The Basics about Home Schooling Children with Special Needs
Children who have a statement of special educational needs can still receive a home education, but the process of starting home educating may differ slightly. The Statement, once a child is withdrawn from school, is unenforceable unless the Statement itself reads that the Local Education Authority (LEA) will provide education at home. After a child with special educational needs has been withdrawn or deregistered from his or her school, there is no longer a responsibility for the LEA to arrange the education described in the Statement, and nor do parents.
The Basics about Deregistering a Child from a Special School
A child who is registered to receive an education at a special school who has his or her education organised by the LEA (usually this does not include children attending private special schools) require the permission of the LEA to withdraw a child from the school’s register.

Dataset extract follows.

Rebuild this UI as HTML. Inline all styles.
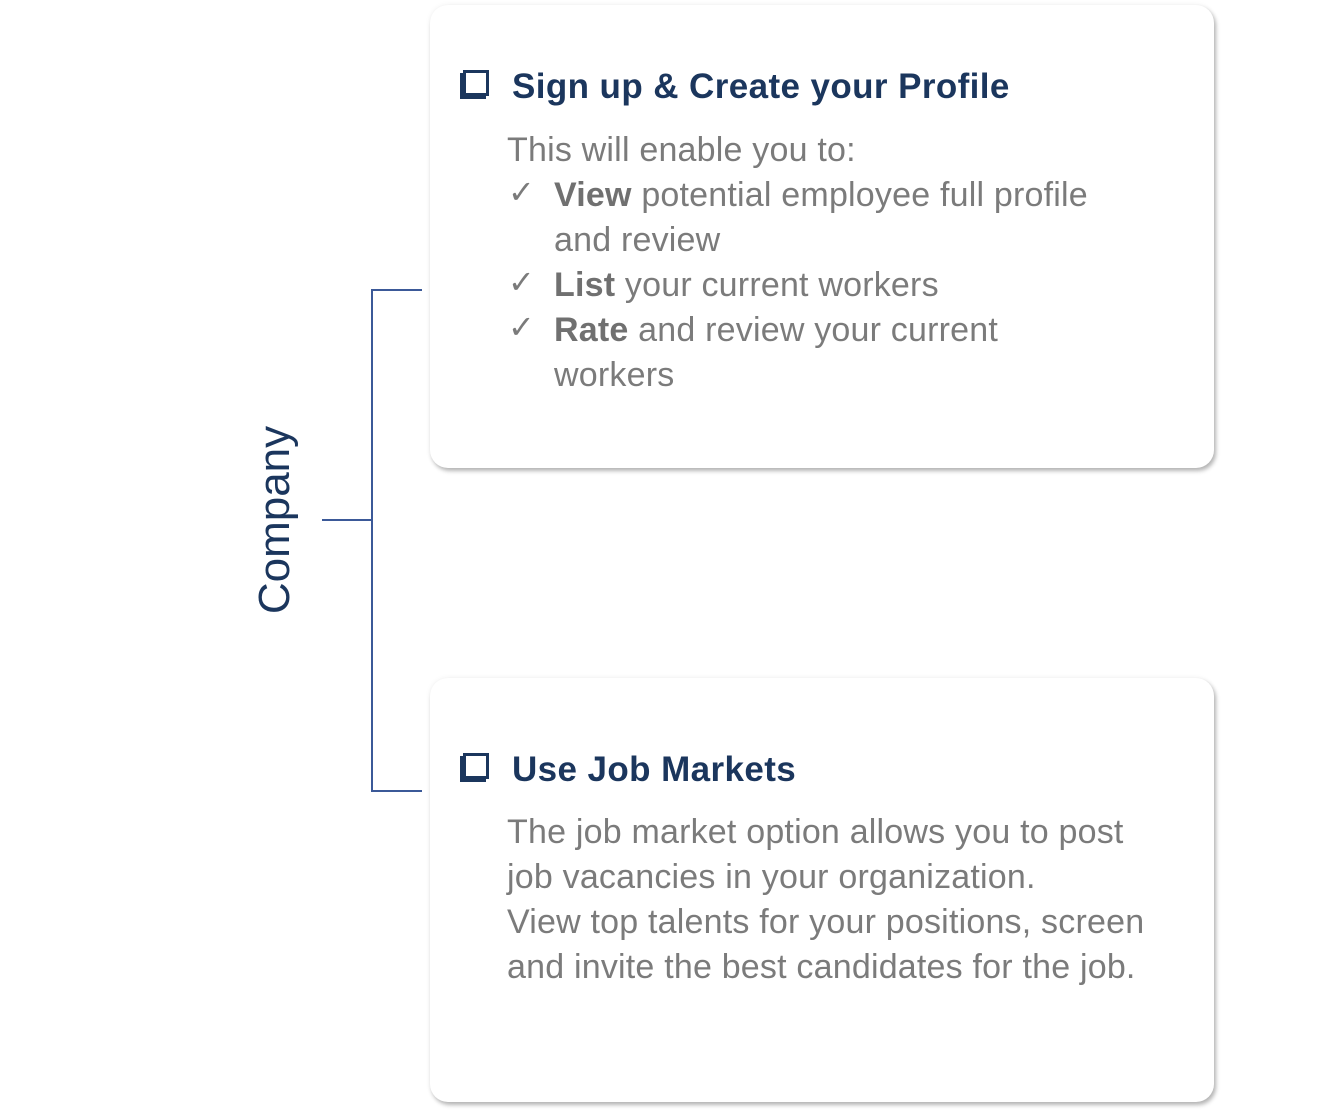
<!DOCTYPE html>
<html><head><style>
body{margin:0;width:1333px;height:1116px;background:#fff;position:relative;font-family:"Liberation Sans",Calibri,sans-serif;overflow:hidden}
.card{position:absolute;left:430px;width:784px;background:#fff;border-radius:18px;box-shadow:2px 3px 4px rgba(0,0,0,.28),0 0 6px rgba(0,0,0,.06)}
.t{position:absolute;left:512px;color:#1b365d;font-weight:bold;font-size:35px;white-space:nowrap;line-height:40px;letter-spacing:0.4px}
.cb{position:absolute;left:463px;width:20px;height:20px;border:3px solid #1b365d;box-shadow:-3px 3px 0 #1b365d}
.p{position:absolute;color:#7b7b7b;font-size:34px;line-height:45px;white-space:nowrap;letter-spacing:0.2px}
.p b{color:#707070}
.ck{position:absolute;left:508px;color:#7b7b7b;font-size:32px;line-height:36px}
.l{position:absolute;background:#3b5998}
</style></head><body>
<div class="card" style="top:5px;height:463px"></div>
<div class="card" style="top:678px;height:424px"></div>
<div class="cb" style="top:70px"></div>
<div class="t" style="top:67px">Sign up &amp; Create your Profile</div>
<div class="p" style="left:507px;top:128px">This will enable you to:</div>
<div class="ck" style="top:174px">✓</div>
<div class="ck" style="top:264px">✓</div>
<div class="ck" style="top:309px">✓</div>
<div class="p" style="left:554px;top:173px"><b>View</b> potential employee full profile<br>and review<br><b>List</b> your current workers<br><b>Rate</b> and review your current<br>workers</div>
<div class="cb" style="top:753px"></div>
<div class="t" style="top:750px">Use Job Markets</div>
<div class="p" style="left:507px;top:810px">The job market option allows you to post<br>job vacancies in your organization.<br>View top talents for your positions, screen<br>and invite the best candidates for the job.</div>
<div style="position:absolute;left:275px;top:520px;transform:translate(-50%,-50%) rotate(-90deg);color:#1b365d;font-size:44px;white-space:nowrap">Company</div>
<div class="l" style="left:371px;top:289px;width:1.5px;height:503px"></div>
<div class="l" style="left:371px;top:289px;width:51px;height:1.5px"></div>
<div class="l" style="left:371px;top:790px;width:51px;height:1.5px"></div>
<div class="l" style="left:322px;top:519px;width:50px;height:1.5px"></div>
</body></html>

The LEA cannot normally refuse permission to home educate, as parents have the right to chose to home educate under the Education Act’s ‘Education Otherwise’ provision, but the problem is that parents commit an offence if their child’s name is on a school, or pupil referral unit, register, and absence has not been sought. Thus parents need to write a letter to the LEA and child’s school to ask for the child’s withdrawal from the register. Home education support groups such as Education Otherwise and HE Special – a specialised group for children with special educational needs who are home educated – can help parents to write this letter and provide local support.
Other Information about Home Schooling a Child with Special Needs
As is the case with all home education, parents home schooling a child do not have to follow the National Curriculum, or be a qualified teacher, or follow a set timetable, or study certain subjects, or study during certain hours. The same conditions of the Education Act apply to parents of children with special educational needs: the parent of every child of compulsory school age shall cause him to receive efficient full-time education suitable: to his or her age, ability, and aptitude and to any special educational needs he or she may have.
Information about Help from the LEA
Parents who choose to home educate will not usually receive help from the LEA, either in terms of finance or tutoring or resource provision.
Information about Socialisation and a Child with Special Needs
A major concern for all home schooling parents tends to be the issue of fulfilling a child’s social capacity, and enhancing his or her social skills. Families who home educate usually have to actively create social events for their children at the start of home schooling, such as by joining a home education support group or special needs support group or signing up for extra-curricular activities. For children with some special educational needs, such as Asperger Syndrome, home schooling parents believe that elements of the social aspect of the school environment may worsen a child’s difficulties, and thus home schooling with particularised, gradual social skill development can help.